*Required task*: Copy everything in the listing below word for word, apart from any images.

*Records provided*:

◆ ◆ ◆

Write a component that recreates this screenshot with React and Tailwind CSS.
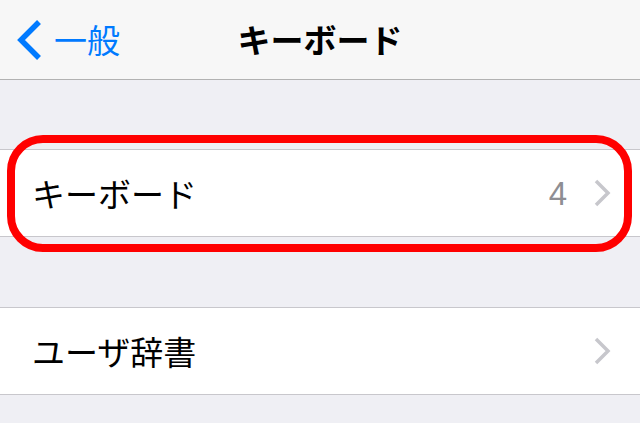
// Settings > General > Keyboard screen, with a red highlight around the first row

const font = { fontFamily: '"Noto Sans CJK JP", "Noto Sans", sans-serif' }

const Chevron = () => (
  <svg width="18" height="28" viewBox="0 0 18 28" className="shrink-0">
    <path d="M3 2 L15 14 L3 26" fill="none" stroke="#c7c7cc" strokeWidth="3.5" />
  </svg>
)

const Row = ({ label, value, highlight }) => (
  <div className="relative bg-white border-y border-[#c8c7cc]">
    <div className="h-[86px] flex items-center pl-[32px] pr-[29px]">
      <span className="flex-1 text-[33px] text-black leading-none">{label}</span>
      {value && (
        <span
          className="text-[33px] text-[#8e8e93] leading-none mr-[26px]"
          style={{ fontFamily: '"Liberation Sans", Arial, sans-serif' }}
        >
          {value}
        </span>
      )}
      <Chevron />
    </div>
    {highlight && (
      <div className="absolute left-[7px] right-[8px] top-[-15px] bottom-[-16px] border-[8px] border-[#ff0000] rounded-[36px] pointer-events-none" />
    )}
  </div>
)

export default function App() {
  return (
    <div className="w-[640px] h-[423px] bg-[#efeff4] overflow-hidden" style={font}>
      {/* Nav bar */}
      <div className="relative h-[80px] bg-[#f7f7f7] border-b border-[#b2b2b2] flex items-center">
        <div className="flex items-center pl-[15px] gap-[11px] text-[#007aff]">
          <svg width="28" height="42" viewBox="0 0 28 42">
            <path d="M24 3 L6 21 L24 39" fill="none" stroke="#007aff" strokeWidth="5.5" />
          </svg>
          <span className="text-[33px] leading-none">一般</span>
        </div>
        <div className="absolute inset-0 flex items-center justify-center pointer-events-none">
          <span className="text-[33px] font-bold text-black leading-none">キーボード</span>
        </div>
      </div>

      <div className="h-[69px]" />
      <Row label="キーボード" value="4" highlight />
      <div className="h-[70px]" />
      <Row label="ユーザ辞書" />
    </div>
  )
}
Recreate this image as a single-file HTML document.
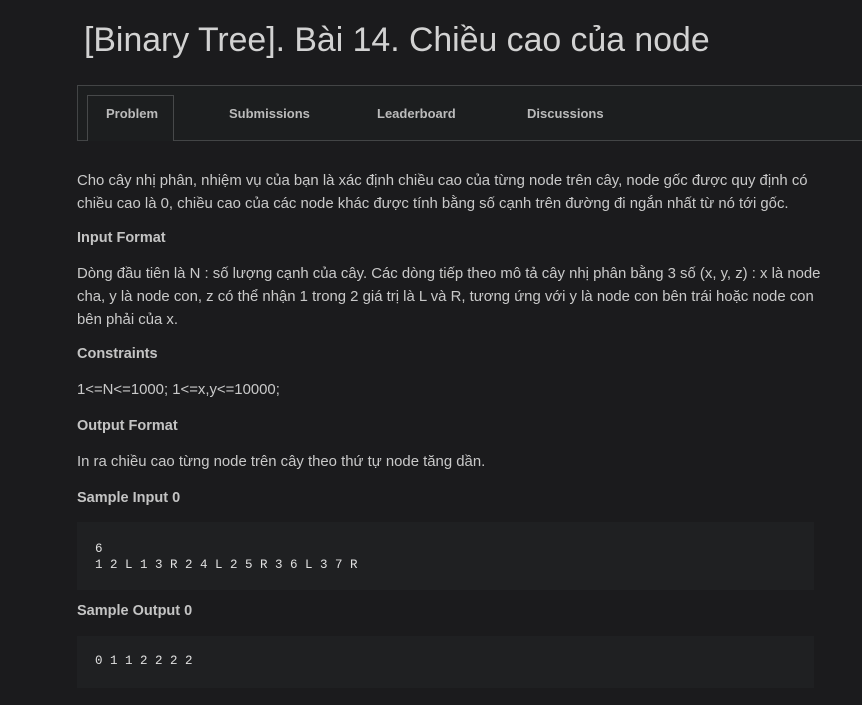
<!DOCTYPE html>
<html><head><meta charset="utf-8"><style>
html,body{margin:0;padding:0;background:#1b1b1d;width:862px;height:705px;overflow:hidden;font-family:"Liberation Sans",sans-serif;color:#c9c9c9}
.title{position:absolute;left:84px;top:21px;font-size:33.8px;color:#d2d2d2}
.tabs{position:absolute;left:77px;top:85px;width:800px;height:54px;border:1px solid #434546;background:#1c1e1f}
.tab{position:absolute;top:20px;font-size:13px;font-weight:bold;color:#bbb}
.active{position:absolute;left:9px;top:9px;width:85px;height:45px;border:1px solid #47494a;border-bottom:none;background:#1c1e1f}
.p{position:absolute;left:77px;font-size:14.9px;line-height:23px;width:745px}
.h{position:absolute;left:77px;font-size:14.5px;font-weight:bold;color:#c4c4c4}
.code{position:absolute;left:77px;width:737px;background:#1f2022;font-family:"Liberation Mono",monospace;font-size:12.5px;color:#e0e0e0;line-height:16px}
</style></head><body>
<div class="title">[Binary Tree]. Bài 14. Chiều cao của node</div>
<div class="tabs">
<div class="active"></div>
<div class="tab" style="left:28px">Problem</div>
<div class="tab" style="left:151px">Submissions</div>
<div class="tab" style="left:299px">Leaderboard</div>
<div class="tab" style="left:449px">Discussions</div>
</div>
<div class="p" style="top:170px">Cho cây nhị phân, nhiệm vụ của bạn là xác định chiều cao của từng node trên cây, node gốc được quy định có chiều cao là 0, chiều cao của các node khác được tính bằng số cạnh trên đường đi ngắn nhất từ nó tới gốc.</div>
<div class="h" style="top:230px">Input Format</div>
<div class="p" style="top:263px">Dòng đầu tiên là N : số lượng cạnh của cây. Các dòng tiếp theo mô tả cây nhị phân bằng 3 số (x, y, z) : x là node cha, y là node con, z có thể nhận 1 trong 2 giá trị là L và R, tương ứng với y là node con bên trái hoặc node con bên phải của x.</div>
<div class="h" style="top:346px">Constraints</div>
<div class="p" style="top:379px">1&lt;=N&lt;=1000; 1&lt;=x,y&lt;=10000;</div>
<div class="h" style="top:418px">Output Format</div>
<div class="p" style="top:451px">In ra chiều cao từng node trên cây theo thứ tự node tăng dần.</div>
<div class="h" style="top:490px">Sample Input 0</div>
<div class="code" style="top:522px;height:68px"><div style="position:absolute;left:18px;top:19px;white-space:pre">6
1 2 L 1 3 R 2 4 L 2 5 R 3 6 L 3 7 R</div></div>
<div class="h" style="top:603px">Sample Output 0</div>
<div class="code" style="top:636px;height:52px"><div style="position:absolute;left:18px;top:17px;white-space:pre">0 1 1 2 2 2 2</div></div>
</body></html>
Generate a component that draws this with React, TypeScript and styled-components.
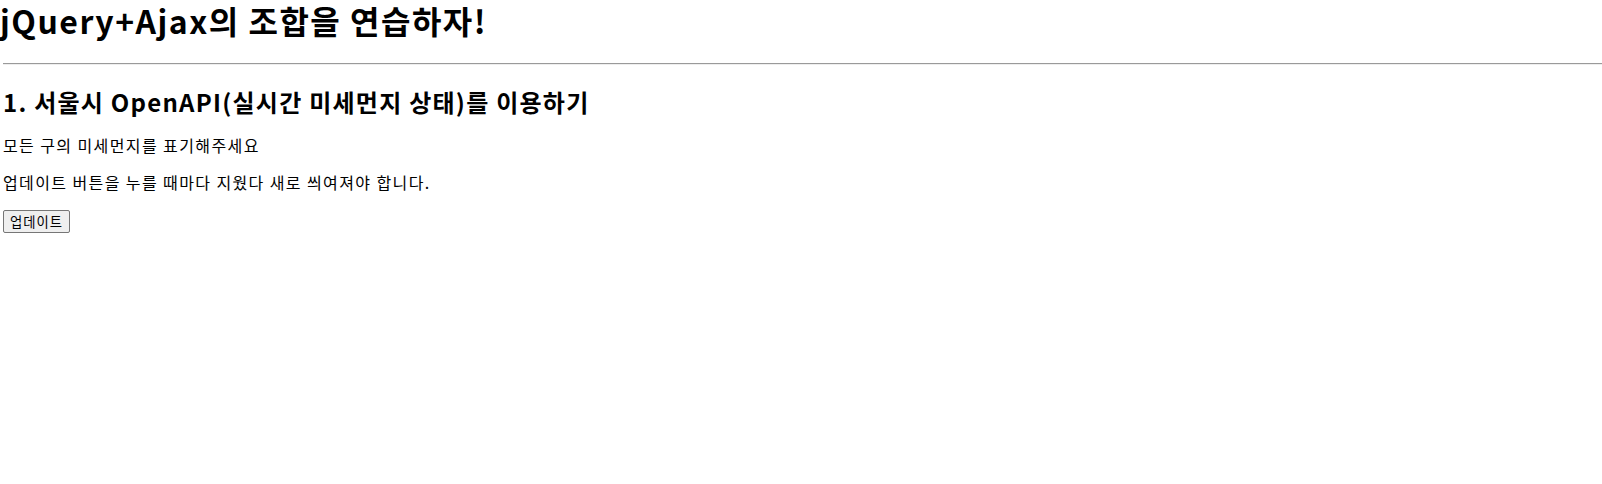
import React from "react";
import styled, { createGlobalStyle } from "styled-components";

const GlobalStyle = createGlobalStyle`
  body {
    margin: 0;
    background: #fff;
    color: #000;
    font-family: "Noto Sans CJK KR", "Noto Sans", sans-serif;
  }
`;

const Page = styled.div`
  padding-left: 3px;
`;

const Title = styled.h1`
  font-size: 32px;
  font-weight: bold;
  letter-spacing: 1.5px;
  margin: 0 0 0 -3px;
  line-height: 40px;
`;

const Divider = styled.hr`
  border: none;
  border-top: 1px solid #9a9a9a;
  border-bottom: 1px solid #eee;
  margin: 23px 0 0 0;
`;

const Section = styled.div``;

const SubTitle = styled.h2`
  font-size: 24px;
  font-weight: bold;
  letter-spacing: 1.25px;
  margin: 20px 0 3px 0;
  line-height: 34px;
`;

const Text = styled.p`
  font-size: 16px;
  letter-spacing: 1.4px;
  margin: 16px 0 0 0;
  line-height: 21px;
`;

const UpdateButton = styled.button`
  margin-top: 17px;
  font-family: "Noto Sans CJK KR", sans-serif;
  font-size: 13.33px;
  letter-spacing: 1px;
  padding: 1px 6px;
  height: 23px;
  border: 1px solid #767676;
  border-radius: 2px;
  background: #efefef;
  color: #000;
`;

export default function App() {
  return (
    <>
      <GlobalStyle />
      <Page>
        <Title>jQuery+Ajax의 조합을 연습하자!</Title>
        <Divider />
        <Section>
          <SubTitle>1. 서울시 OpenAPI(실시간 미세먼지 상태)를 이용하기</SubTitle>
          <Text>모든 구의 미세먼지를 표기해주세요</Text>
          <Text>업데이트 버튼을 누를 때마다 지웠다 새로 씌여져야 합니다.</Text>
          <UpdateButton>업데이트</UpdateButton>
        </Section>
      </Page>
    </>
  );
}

◆ ◆ ◆

*Complete answer*:
Write a component that recreates this screenshot with React and Tailwind CSS.
// Settings > General > Keyboard screen, with a red highlight around the first row

const font = { fontFamily: '"Noto Sans CJK JP", "Noto Sans", sans-serif' }

const Chevron = () => (
  <svg width="18" height="28" viewBox="0 0 18 28" className="shrink-0">
    <path d="M3 2 L15 14 L3 26" fill="none" stroke="#c7c7cc" strokeWidth="3.5" />
  </svg>
)

const Row = ({ label, value, highlight }) => (
  <div className="relative bg-white border-y border-[#c8c7cc]">
    <div className="h-[86px] flex items-center pl-[32px] pr-[29px]">
      <span className="flex-1 text-[33px] text-black leading-none">{label}</span>
      {value && (
        <span
          className="text-[33px] text-[#8e8e93] leading-none mr-[26px]"
          style={{ fontFamily: '"Liberation Sans", Arial, sans-serif' }}
        >
          {value}
        </span>
      )}
      <Chevron />
    </div>
    {highlight && (
      <div className="absolute left-[7px] right-[8px] top-[-15px] bottom-[-16px] border-[8px] border-[#ff0000] rounded-[36px] pointer-events-none" />
    )}
  </div>
)

export default function App() {
  return (
    <div className="w-[640px] h-[423px] bg-[#efeff4] overflow-hidden" style={font}>
      {/* Nav bar */}
      <div className="relative h-[80px] bg-[#f7f7f7] border-b border-[#b2b2b2] flex items-center">
        <div className="flex items-center pl-[15px] gap-[11px] text-[#007aff]">
          <svg width="28" height="42" viewBox="0 0 28 42">
            <path d="M24 3 L6 21 L24 39" fill="none" stroke="#007aff" strokeWidth="5.5" />
          </svg>
          <span className="text-[33px] leading-none">一般</span>
        </div>
        <div className="absolute inset-0 flex items-center justify-center pointer-events-none">
          <span className="text-[33px] font-bold text-black leading-none">キーボード</span>
        </div>
      </div>

      <div className="h-[69px]" />
      <Row label="キーボード" value="4" highlight />
      <div className="h-[70px]" />
      <Row label="ユーザ辞書" />
    </div>
  )
}
Recreate this image as a single-file HTML document.
<!DOCTYPE html>
<html><head><meta charset="utf-8"><style>
html,body{margin:0;padding:0;background:#1b1b1d;width:862px;height:705px;overflow:hidden;font-family:"Liberation Sans",sans-serif;color:#c9c9c9}
.title{position:absolute;left:84px;top:21px;font-size:33.8px;color:#d2d2d2}
.tabs{position:absolute;left:77px;top:85px;width:800px;height:54px;border:1px solid #434546;background:#1c1e1f}
.tab{position:absolute;top:20px;font-size:13px;font-weight:bold;color:#bbb}
.active{position:absolute;left:9px;top:9px;width:85px;height:45px;border:1px solid #47494a;border-bottom:none;background:#1c1e1f}
.p{position:absolute;left:77px;font-size:14.9px;line-height:23px;width:745px}
.h{position:absolute;left:77px;font-size:14.5px;font-weight:bold;color:#c4c4c4}
.code{position:absolute;left:77px;width:737px;background:#1f2022;font-family:"Liberation Mono",monospace;font-size:12.5px;color:#e0e0e0;line-height:16px}
</style></head><body>
<div class="title">[Binary Tree]. Bài 14. Chiều cao của node</div>
<div class="tabs">
<div class="active"></div>
<div class="tab" style="left:28px">Problem</div>
<div class="tab" style="left:151px">Submissions</div>
<div class="tab" style="left:299px">Leaderboard</div>
<div class="tab" style="left:449px">Discussions</div>
</div>
<div class="p" style="top:170px">Cho cây nhị phân, nhiệm vụ của bạn là xác định chiều cao của từng node trên cây, node gốc được quy định có chiều cao là 0, chiều cao của các node khác được tính bằng số cạnh trên đường đi ngắn nhất từ nó tới gốc.</div>
<div class="h" style="top:230px">Input Format</div>
<div class="p" style="top:263px">Dòng đầu tiên là N : số lượng cạnh của cây. Các dòng tiếp theo mô tả cây nhị phân bằng 3 số (x, y, z) : x là node cha, y là node con, z có thể nhận 1 trong 2 giá trị là L và R, tương ứng với y là node con bên trái hoặc node con bên phải của x.</div>
<div class="h" style="top:346px">Constraints</div>
<div class="p" style="top:379px">1&lt;=N&lt;=1000; 1&lt;=x,y&lt;=10000;</div>
<div class="h" style="top:418px">Output Format</div>
<div class="p" style="top:451px">In ra chiều cao từng node trên cây theo thứ tự node tăng dần.</div>
<div class="h" style="top:490px">Sample Input 0</div>
<div class="code" style="top:522px;height:68px"><div style="position:absolute;left:18px;top:19px;white-space:pre">6
1 2 L 1 3 R 2 4 L 2 5 R 3 6 L 3 7 R</div></div>
<div class="h" style="top:603px">Sample Output 0</div>
<div class="code" style="top:636px;height:52px"><div style="position:absolute;left:18px;top:17px;white-space:pre">0 1 1 2 2 2 2</div></div>
</body></html>
Generate a component that draws this with React, TypeScript and styled-components.
import React from "react";
import styled, { createGlobalStyle } from "styled-components";

const GlobalStyle = createGlobalStyle`
  body {
    margin: 0;
    background: #fff;
    color: #000;
    font-family: "Noto Sans CJK KR", "Noto Sans", sans-serif;
  }
`;

const Page = styled.div`
  padding-left: 3px;
`;

const Title = styled.h1`
  font-size: 32px;
  font-weight: bold;
  letter-spacing: 1.5px;
  margin: 0 0 0 -3px;
  line-height: 40px;
`;

const Divider = styled.hr`
  border: none;
  border-top: 1px solid #9a9a9a;
  border-bottom: 1px solid #eee;
  margin: 23px 0 0 0;
`;

const Section = styled.div``;

const SubTitle = styled.h2`
  font-size: 24px;
  font-weight: bold;
  letter-spacing: 1.25px;
  margin: 20px 0 3px 0;
  line-height: 34px;
`;

const Text = styled.p`
  font-size: 16px;
  letter-spacing: 1.4px;
  margin: 16px 0 0 0;
  line-height: 21px;
`;

const UpdateButton = styled.button`
  margin-top: 17px;
  font-family: "Noto Sans CJK KR", sans-serif;
  font-size: 13.33px;
  letter-spacing: 1px;
  padding: 1px 6px;
  height: 23px;
  border: 1px solid #767676;
  border-radius: 2px;
  background: #efefef;
  color: #000;
`;

export default function App() {
  return (
    <>
      <GlobalStyle />
      <Page>
        <Title>jQuery+Ajax의 조합을 연습하자!</Title>
        <Divider />
        <Section>
          <SubTitle>1. 서울시 OpenAPI(실시간 미세먼지 상태)를 이용하기</SubTitle>
          <Text>모든 구의 미세먼지를 표기해주세요</Text>
          <Text>업데이트 버튼을 누를 때마다 지웠다 새로 씌여져야 합니다.</Text>
          <UpdateButton>업데이트</UpdateButton>
        </Section>
      </Page>
    </>
  );
}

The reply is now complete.